The descendants of settlers who could not have become ranchers without massive federal subsidies have now convinced themselves that the federal authority to set them up in business does not extend to charging them grazing fees, and over that they threaten to kill BLM employees and their contract cowboys.

The government subsidies for settlement of the west were premised on the faith that white settlers represented civilization and spreading that civilization justified encroachment on Indian treaty lands before the ink was dry on the treaties.
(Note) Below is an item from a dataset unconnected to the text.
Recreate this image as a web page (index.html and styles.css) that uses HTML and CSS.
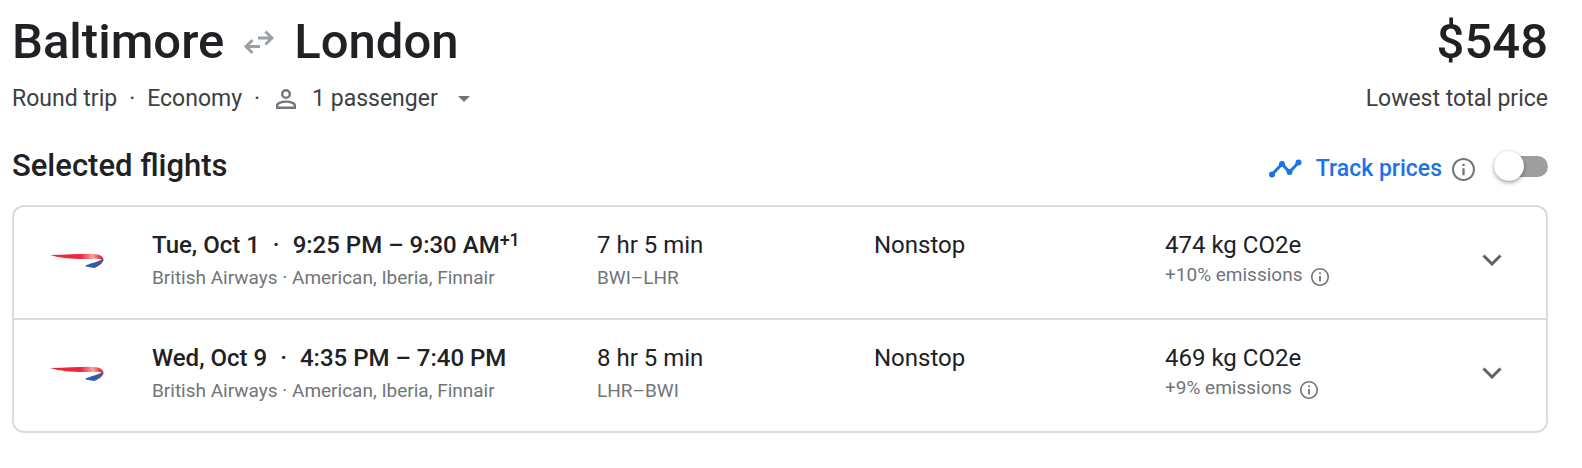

Over 150 years later, we can see how that worked out as the Standing Rock Sioux put their bodies in the way of a project across treaty land that threatens the water everybody drinks. The Indians have put down their weapons but they refuse to submit quietly to this latest outrage—while some of the settlers are prepared to shoot federal employees over collection of grazing fees.

In an interview with ICTMN, Standing Rock Chairman Archambault observed how, “Tribes across this nation are continually paying the costs for the benefits or gains of others.” He then related how the pipeline route was relocated away from Bismarck when the people there expressed concern for their drinking water.

He went on to describe the jobs and energy independence said to be good reasons for the pipeline:

All of that is good as long as they don’t reap these benefits at our cost, but tribes across the nation see all the time, over and over, our lands reduced, our lands are inundated with floodwaters, and there’s no concern for tribes. This is another example of that.

Chairman Archambault then reflected:

It may seem hopeless sometimes, but it’s not. There’s a way to live life in a good way . . . without violence, and bring back our prayers and our peace . . . It’s important to know and understand that we have to remain a proud nation. There are a lot of wrongs that are done to us, and all those wrongs are never going to get an apology. But we have to move forward, and we have to forgive them.

Explain once more, please, who represents civilization?